══ Source material ══

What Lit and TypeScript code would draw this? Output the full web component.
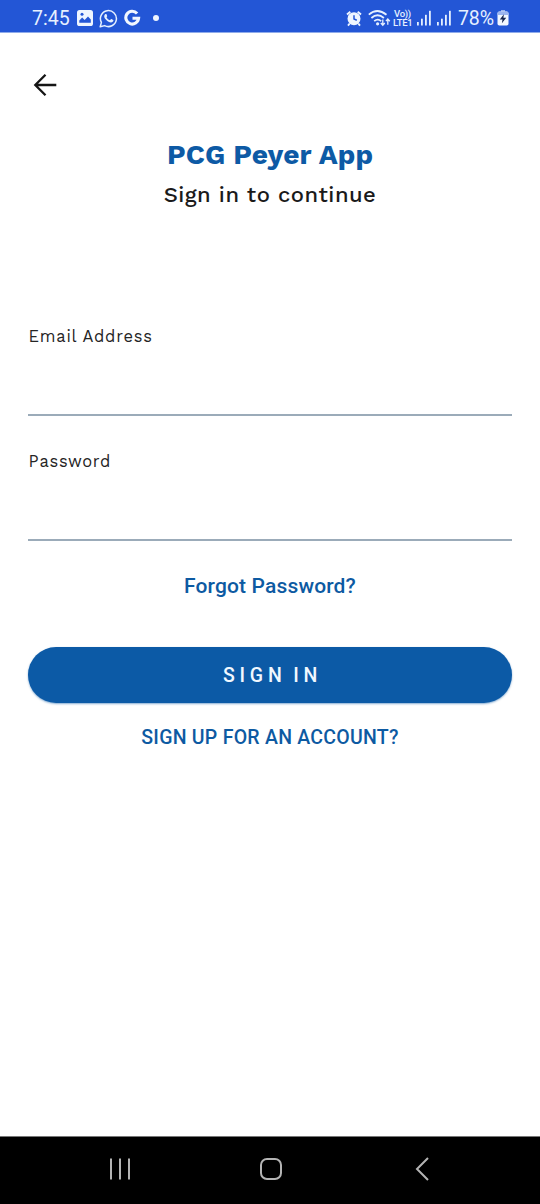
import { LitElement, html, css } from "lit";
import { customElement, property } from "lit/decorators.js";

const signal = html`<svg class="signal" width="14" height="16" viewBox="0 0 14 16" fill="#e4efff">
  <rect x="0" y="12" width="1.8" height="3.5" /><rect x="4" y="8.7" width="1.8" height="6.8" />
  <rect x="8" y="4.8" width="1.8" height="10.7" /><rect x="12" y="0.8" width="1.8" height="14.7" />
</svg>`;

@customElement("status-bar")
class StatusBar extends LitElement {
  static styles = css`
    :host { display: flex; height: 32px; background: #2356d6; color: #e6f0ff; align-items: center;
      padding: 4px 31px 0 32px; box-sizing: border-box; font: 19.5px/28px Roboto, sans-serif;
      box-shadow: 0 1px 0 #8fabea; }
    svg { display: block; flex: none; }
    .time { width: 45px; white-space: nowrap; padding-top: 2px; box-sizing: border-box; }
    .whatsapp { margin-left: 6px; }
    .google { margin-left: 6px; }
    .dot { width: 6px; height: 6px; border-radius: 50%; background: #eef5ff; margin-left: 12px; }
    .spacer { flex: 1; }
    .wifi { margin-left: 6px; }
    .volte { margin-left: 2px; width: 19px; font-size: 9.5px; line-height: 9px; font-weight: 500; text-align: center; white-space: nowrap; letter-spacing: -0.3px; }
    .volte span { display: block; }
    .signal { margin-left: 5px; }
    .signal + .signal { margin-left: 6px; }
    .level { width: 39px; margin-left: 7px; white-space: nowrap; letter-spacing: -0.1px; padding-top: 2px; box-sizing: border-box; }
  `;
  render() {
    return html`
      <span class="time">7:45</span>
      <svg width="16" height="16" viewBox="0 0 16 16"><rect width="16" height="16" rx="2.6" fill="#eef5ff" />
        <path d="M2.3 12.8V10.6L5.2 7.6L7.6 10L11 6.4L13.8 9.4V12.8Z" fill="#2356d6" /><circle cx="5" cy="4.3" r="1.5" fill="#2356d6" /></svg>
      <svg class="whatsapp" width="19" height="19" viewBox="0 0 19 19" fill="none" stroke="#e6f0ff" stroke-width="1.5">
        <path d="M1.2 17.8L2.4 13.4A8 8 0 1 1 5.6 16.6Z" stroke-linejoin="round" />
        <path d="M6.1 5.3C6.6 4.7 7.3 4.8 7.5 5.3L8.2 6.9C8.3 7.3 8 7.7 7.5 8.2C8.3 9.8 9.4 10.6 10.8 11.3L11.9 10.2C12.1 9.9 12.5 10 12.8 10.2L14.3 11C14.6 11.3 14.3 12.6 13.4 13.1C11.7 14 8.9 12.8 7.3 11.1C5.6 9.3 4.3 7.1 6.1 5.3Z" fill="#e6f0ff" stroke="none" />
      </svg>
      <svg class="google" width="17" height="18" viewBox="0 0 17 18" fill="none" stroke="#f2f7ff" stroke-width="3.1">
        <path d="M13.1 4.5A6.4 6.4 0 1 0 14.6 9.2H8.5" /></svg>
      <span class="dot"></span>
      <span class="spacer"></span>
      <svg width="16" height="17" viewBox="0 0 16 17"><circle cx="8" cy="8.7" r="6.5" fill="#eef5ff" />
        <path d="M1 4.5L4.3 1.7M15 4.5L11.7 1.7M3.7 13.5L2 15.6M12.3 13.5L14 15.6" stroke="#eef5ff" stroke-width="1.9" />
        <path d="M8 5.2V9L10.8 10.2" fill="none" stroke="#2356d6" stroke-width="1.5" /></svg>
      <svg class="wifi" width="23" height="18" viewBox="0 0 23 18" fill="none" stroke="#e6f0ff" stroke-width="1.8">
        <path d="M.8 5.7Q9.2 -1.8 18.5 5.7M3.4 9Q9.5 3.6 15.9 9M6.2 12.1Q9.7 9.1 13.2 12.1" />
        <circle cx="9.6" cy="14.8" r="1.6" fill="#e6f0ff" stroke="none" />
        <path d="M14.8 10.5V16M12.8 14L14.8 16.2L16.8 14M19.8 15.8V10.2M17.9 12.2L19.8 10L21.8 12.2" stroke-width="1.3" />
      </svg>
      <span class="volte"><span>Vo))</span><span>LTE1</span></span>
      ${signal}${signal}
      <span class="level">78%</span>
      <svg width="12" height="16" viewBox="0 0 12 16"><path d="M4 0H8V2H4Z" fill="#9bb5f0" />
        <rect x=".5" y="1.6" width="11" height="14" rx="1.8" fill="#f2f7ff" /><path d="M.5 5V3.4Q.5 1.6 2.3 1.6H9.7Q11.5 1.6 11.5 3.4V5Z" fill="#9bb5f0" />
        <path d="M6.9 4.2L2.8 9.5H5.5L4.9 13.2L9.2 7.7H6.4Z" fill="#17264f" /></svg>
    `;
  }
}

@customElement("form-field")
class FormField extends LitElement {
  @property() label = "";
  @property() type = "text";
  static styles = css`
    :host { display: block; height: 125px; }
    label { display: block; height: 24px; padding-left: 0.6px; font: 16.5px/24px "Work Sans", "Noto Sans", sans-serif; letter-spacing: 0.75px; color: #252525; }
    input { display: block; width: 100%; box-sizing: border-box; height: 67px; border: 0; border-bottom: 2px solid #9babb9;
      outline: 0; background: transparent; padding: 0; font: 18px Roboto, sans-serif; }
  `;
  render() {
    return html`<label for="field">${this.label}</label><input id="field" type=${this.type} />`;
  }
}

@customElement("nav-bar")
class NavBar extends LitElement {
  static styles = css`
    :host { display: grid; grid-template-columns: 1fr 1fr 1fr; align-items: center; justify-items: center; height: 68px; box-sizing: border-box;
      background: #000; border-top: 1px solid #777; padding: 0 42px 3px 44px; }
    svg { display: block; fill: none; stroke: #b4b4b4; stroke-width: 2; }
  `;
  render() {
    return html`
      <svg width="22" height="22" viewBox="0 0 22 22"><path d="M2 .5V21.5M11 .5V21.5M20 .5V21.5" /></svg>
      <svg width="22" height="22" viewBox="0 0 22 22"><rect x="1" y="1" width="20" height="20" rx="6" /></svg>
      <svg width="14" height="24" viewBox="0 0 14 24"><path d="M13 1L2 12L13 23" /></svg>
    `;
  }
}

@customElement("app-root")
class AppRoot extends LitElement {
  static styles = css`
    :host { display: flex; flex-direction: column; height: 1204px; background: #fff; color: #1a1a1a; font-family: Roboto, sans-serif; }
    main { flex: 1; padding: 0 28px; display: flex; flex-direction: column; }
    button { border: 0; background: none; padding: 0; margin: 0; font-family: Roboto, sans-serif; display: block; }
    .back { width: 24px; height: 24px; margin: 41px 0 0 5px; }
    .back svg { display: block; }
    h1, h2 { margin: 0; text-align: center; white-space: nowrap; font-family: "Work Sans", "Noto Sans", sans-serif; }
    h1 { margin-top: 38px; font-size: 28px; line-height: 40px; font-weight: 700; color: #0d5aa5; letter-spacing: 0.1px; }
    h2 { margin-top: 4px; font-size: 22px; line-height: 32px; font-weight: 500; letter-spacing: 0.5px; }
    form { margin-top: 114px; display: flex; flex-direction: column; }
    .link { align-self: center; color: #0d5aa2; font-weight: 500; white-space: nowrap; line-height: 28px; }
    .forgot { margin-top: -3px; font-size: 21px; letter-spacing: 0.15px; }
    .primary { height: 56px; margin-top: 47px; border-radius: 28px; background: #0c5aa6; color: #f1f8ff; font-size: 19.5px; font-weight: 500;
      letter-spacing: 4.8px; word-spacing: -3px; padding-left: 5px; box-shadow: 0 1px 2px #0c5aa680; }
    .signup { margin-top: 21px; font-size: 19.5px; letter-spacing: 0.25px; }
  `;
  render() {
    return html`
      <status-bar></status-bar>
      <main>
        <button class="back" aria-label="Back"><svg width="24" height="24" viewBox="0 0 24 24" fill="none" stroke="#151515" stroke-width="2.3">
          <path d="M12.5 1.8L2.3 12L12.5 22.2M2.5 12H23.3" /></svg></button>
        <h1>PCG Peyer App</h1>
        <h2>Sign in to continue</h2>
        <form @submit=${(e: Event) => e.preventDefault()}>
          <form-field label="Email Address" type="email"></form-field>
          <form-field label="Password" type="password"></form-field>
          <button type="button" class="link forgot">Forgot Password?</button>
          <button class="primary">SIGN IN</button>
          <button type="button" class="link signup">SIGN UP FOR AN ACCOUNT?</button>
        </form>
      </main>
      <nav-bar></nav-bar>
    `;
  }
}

═══

# [Problem statement]
Copy out all lines above that include the string "this".

# [Full output]
What Lit and TypeScript code would draw this? Output the full web component.
    return html`<label for="field">${this.label}</label><input id="field" type=${this.type} />`;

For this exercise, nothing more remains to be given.